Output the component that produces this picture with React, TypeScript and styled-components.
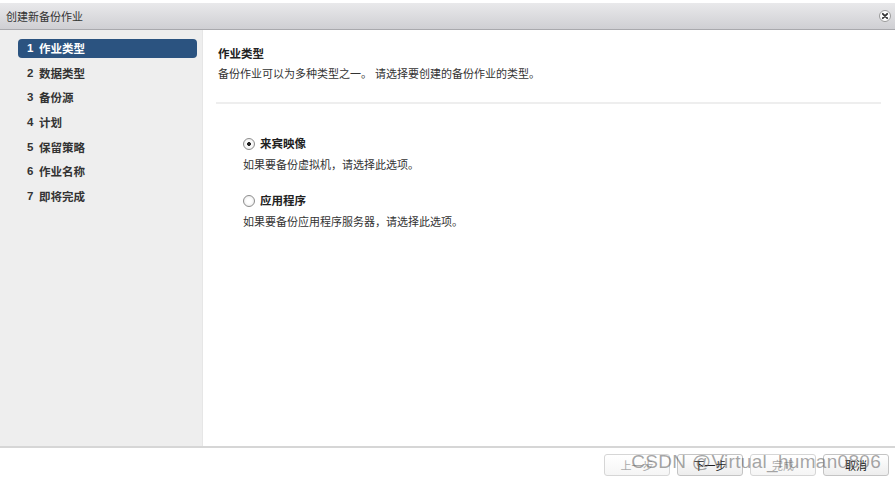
import React from 'react';
import styled, { createGlobalStyle } from 'styled-components';

const GlobalStyle = createGlobalStyle`
  html, body {
    margin: 0;
    padding: 0;
    background: #ffffff;
  }
  body {
    font-family: "Liberation Sans", "Noto Sans CJK SC", sans-serif;
    color: #333;
  }
`;

const steps = ['作业类型', '数据类型', '备份源', '计划', '保留策略', '作业名称', '即将完成'];

const options = [
  { label: '来宾映像', hint: '如果要备份虚拟机，请选择此选项。', checked: true },
  { label: '应用程序', hint: '如果要备份应用程序服务器，请选择此选项。', checked: false },
];

const App: React.FC = () => {
  return (
    <>
      <GlobalStyle />
      <Dialog>
        <TitleBar>
          <Title>创建新备份作业</Title>
          <CloseButton aria-label="close">
            <svg width="12" height="12" viewBox="0 0 12 12">
              <circle cx="6" cy="6" r="5.5" fill="#fff" stroke="#999" />
              <path d="M3.8 3.8 L8.2 8.2 M8.2 3.8 L3.8 8.2" stroke="#333" strokeWidth="1.8" strokeLinecap="round" />
            </svg>
          </CloseButton>
        </TitleBar>
        <Body>
          <Sidebar>
            {steps.map((s, i) => (
              <Step key={s} active={i === 0}>
                <StepNum>{i + 1}</StepNum>
                {s}
              </Step>
            ))}
          </Sidebar>
          <Content>
            <Heading>作业类型</Heading>
            <Intro>备份作业可以为多种类型之一。 请选择要创建的备份作业的类型。</Intro>
            <Divider />
            <Options>
              {options.map((o) => (
                <Option key={o.label}>
                  <OptionLabel>
                    <Radio checked={o.checked} />
                    {o.label}
                  </OptionLabel>
                  <Hint>{o.hint}</Hint>
                </Option>
              ))}
            </Options>
          </Content>
        </Body>
        <Footer>
          <Button disabled>上一步</Button>
          <Button>下一步</Button>
          <Button disabled>完成</Button>
          <Button>取消</Button>
          <Watermark>CSDN @Virtual_human0806</Watermark>
        </Footer>
      </Dialog>
    </>
  );
};

export default App;

const Dialog = styled.div`
  width: 895px;
  height: 482px;
  display: flex;
  flex-direction: column;
  padding-top: 3px;
  box-sizing: border-box;
  background: #fff;
`;

const TitleBar = styled.div`
  height: 27px;
  flex: none;
  display: flex;
  align-items: center;
  justify-content: space-between;
  padding: 0 4px 0 6px;
  background: linear-gradient(#e9e9eb, #cfcfd3);
  border-bottom: 1px solid #a9a9ad;
  box-sizing: border-box;
`;

const Title = styled.div`
  font-size: 11px;
  color: #333;
`;

const CloseButton = styled.div`
  width: 12px;
  height: 12px;
  display: flex;
`;

const Body = styled.div`
  flex: 1;
  display: flex;
  min-height: 0;
`;

const Sidebar = styled.div`
  width: 203px;
  flex: none;
  background: #eeeeee;
  border-right: 1px solid #e6e6e6;
  padding: 9px 5px 0 18px;
  box-sizing: border-box;
  display: flex;
  flex-direction: column;
  gap: 6.1px;
`;

const Step = styled.div<{ active?: boolean }>`
  height: 18.5px;
  display: flex;
  align-items: center;
  padding-left: 9px;
  border-radius: 4px;
  font-size: 11.5px;
  font-weight: bold;
  color: ${(p) => (p.active ? '#fff' : '#333')};
  background: ${(p) => (p.active ? '#2b5380' : 'transparent')};
`;

const StepNum = styled.span`
  width: 12px;
  flex: none;
`;

const Content = styled.div`
  flex: 1;
  padding: 17px 14px 0 13px;
  display: flex;
  flex-direction: column;
`;

const Heading = styled.div`
  font-size: 11.5px;
  font-weight: bold;
  color: #222;
  margin-left: 2px;
  line-height: 14px;
`;

const Intro = styled.div`
  font-size: 11px;
  color: #333;
  margin: 6px 0 0 2px;
  line-height: 14px;
`;

const Divider = styled.div`
  height: 2px;
  background: #eeeeee;
  margin-top: 21px;
  width: 665px;
`;

const Options = styled.div`
  display: flex;
  flex-direction: column;
  gap: 22px;
  padding: 33px 0 0 27px;
`;

const Option = styled.div`
  display: flex;
  flex-direction: column;
  gap: 7px;
`;

const OptionLabel = styled.div`
  display: flex;
  align-items: center;
  gap: 5px;
  font-size: 11.5px;
  font-weight: bold;
  color: #222;
  line-height: 14px;
`;

const Radio = styled.span<{ checked?: boolean }>`
  width: 12px;
  height: 12px;
  border-radius: 50%;
  border: 1px solid #8d8d8d;
  box-sizing: border-box;
  background: radial-gradient(circle, ${(p) => (p.checked ? '#222 0 1.7px,' : '')} #fff 2.2px, #e4e4e4 100%);
`;

const Hint = styled.div`
  font-size: 11px;
  color: #333;
  line-height: 14px;
`;

const Footer = styled.div`
  height: 34px;
  flex: none;
  border-top: 2px solid #d6d6d6;
  display: flex;
  align-items: center;
  justify-content: flex-end;
  gap: 7px;
  padding: 0 6px 0 0;
  position: relative;
`;

const Button = styled.button`
  width: 66px;
  height: 22px;
  border: 1px solid #c4c4c4;
  border-radius: 3px;
  background: linear-gradient(#ffffff, #ededed);
  font-family: "Liberation Sans", "Noto Sans CJK SC", sans-serif;
  font-size: 11px;
  color: #222;
  padding: 0;
  &:disabled {
    color: #aaa;
    border-color: #d6d6d6;
    background: linear-gradient(#ffffff, #f5f5f5);
  }
`;

const Watermark = styled.div`
  position: absolute;
  right: 14px;
  top: 3px;
  font-family: "Liberation Sans", sans-serif;
  font-size: 19px;
  color: rgba(90, 90, 90, 0.55);
  pointer-events: none;
  letter-spacing: 0.3px;
`;
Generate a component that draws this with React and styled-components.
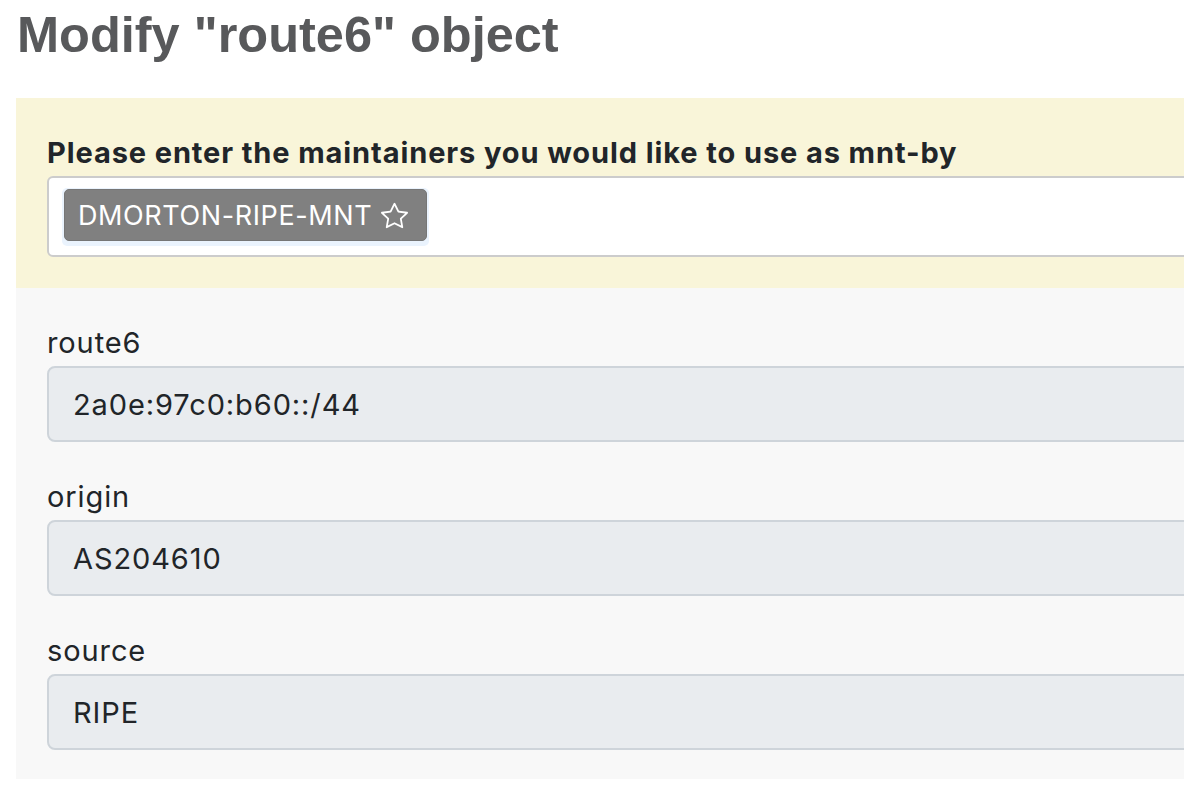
- - - - - - -
Give every record back exactly as it reads, with no images.

RIGHT ANSWER –
Output the component that produces this picture with React, TypeScript and styled-components.
import React from 'react';
import styled, { createGlobalStyle } from 'styled-components';

const GlobalStyle = createGlobalStyle`
  html, body {
    margin: 0;
    padding: 0;
    background: #ffffff;
  }
  body {
    font-family: "Liberation Sans", "Noto Sans CJK SC", sans-serif;
    color: #333;
  }
`;

const steps = ['作业类型', '数据类型', '备份源', '计划', '保留策略', '作业名称', '即将完成'];

const options = [
  { label: '来宾映像', hint: '如果要备份虚拟机，请选择此选项。', checked: true },
  { label: '应用程序', hint: '如果要备份应用程序服务器，请选择此选项。', checked: false },
];

const App: React.FC = () => {
  return (
    <>
      <GlobalStyle />
      <Dialog>
        <TitleBar>
          <Title>创建新备份作业</Title>
          <CloseButton aria-label="close">
            <svg width="12" height="12" viewBox="0 0 12 12">
              <circle cx="6" cy="6" r="5.5" fill="#fff" stroke="#999" />
              <path d="M3.8 3.8 L8.2 8.2 M8.2 3.8 L3.8 8.2" stroke="#333" strokeWidth="1.8" strokeLinecap="round" />
            </svg>
          </CloseButton>
        </TitleBar>
        <Body>
          <Sidebar>
            {steps.map((s, i) => (
              <Step key={s} active={i === 0}>
                <StepNum>{i + 1}</StepNum>
                {s}
              </Step>
            ))}
          </Sidebar>
          <Content>
            <Heading>作业类型</Heading>
            <Intro>备份作业可以为多种类型之一。 请选择要创建的备份作业的类型。</Intro>
            <Divider />
            <Options>
              {options.map((o) => (
                <Option key={o.label}>
                  <OptionLabel>
                    <Radio checked={o.checked} />
                    {o.label}
                  </OptionLabel>
                  <Hint>{o.hint}</Hint>
                </Option>
              ))}
            </Options>
          </Content>
        </Body>
        <Footer>
          <Button disabled>上一步</Button>
          <Button>下一步</Button>
          <Button disabled>完成</Button>
          <Button>取消</Button>
          <Watermark>CSDN @Virtual_human0806</Watermark>
        </Footer>
      </Dialog>
    </>
  );
};

export default App;

const Dialog = styled.div`
  width: 895px;
  height: 482px;
  display: flex;
  flex-direction: column;
  padding-top: 3px;
  box-sizing: border-box;
  background: #fff;
`;

const TitleBar = styled.div`
  height: 27px;
  flex: none;
  display: flex;
  align-items: center;
  justify-content: space-between;
  padding: 0 4px 0 6px;
  background: linear-gradient(#e9e9eb, #cfcfd3);
  border-bottom: 1px solid #a9a9ad;
  box-sizing: border-box;
`;

const Title = styled.div`
  font-size: 11px;
  color: #333;
`;

const CloseButton = styled.div`
  width: 12px;
  height: 12px;
  display: flex;
`;

const Body = styled.div`
  flex: 1;
  display: flex;
  min-height: 0;
`;

const Sidebar = styled.div`
  width: 203px;
  flex: none;
  background: #eeeeee;
  border-right: 1px solid #e6e6e6;
  padding: 9px 5px 0 18px;
  box-sizing: border-box;
  display: flex;
  flex-direction: column;
  gap: 6.1px;
`;

const Step = styled.div<{ active?: boolean }>`
  height: 18.5px;
  display: flex;
  align-items: center;
  padding-left: 9px;
  border-radius: 4px;
  font-size: 11.5px;
  font-weight: bold;
  color: ${(p) => (p.active ? '#fff' : '#333')};
  background: ${(p) => (p.active ? '#2b5380' : 'transparent')};
`;

const StepNum = styled.span`
  width: 12px;
  flex: none;
`;

const Content = styled.div`
  flex: 1;
  padding: 17px 14px 0 13px;
  display: flex;
  flex-direction: column;
`;

const Heading = styled.div`
  font-size: 11.5px;
  font-weight: bold;
  color: #222;
  margin-left: 2px;
  line-height: 14px;
`;

const Intro = styled.div`
  font-size: 11px;
  color: #333;
  margin: 6px 0 0 2px;
  line-height: 14px;
`;

const Divider = styled.div`
  height: 2px;
  background: #eeeeee;
  margin-top: 21px;
  width: 665px;
`;

const Options = styled.div`
  display: flex;
  flex-direction: column;
  gap: 22px;
  padding: 33px 0 0 27px;
`;

const Option = styled.div`
  display: flex;
  flex-direction: column;
  gap: 7px;
`;

const OptionLabel = styled.div`
  display: flex;
  align-items: center;
  gap: 5px;
  font-size: 11.5px;
  font-weight: bold;
  color: #222;
  line-height: 14px;
`;

const Radio = styled.span<{ checked?: boolean }>`
  width: 12px;
  height: 12px;
  border-radius: 50%;
  border: 1px solid #8d8d8d;
  box-sizing: border-box;
  background: radial-gradient(circle, ${(p) => (p.checked ? '#222 0 1.7px,' : '')} #fff 2.2px, #e4e4e4 100%);
`;

const Hint = styled.div`
  font-size: 11px;
  color: #333;
  line-height: 14px;
`;

const Footer = styled.div`
  height: 34px;
  flex: none;
  border-top: 2px solid #d6d6d6;
  display: flex;
  align-items: center;
  justify-content: flex-end;
  gap: 7px;
  padding: 0 6px 0 0;
  position: relative;
`;

const Button = styled.button`
  width: 66px;
  height: 22px;
  border: 1px solid #c4c4c4;
  border-radius: 3px;
  background: linear-gradient(#ffffff, #ededed);
  font-family: "Liberation Sans", "Noto Sans CJK SC", sans-serif;
  font-size: 11px;
  color: #222;
  padding: 0;
  &:disabled {
    color: #aaa;
    border-color: #d6d6d6;
    background: linear-gradient(#ffffff, #f5f5f5);
  }
`;

const Watermark = styled.div`
  position: absolute;
  right: 14px;
  top: 3px;
  font-family: "Liberation Sans", sans-serif;
  font-size: 19px;
  color: rgba(90, 90, 90, 0.55);
  pointer-events: none;
  letter-spacing: 0.3px;
`;
Generate a component that draws this with React and styled-components.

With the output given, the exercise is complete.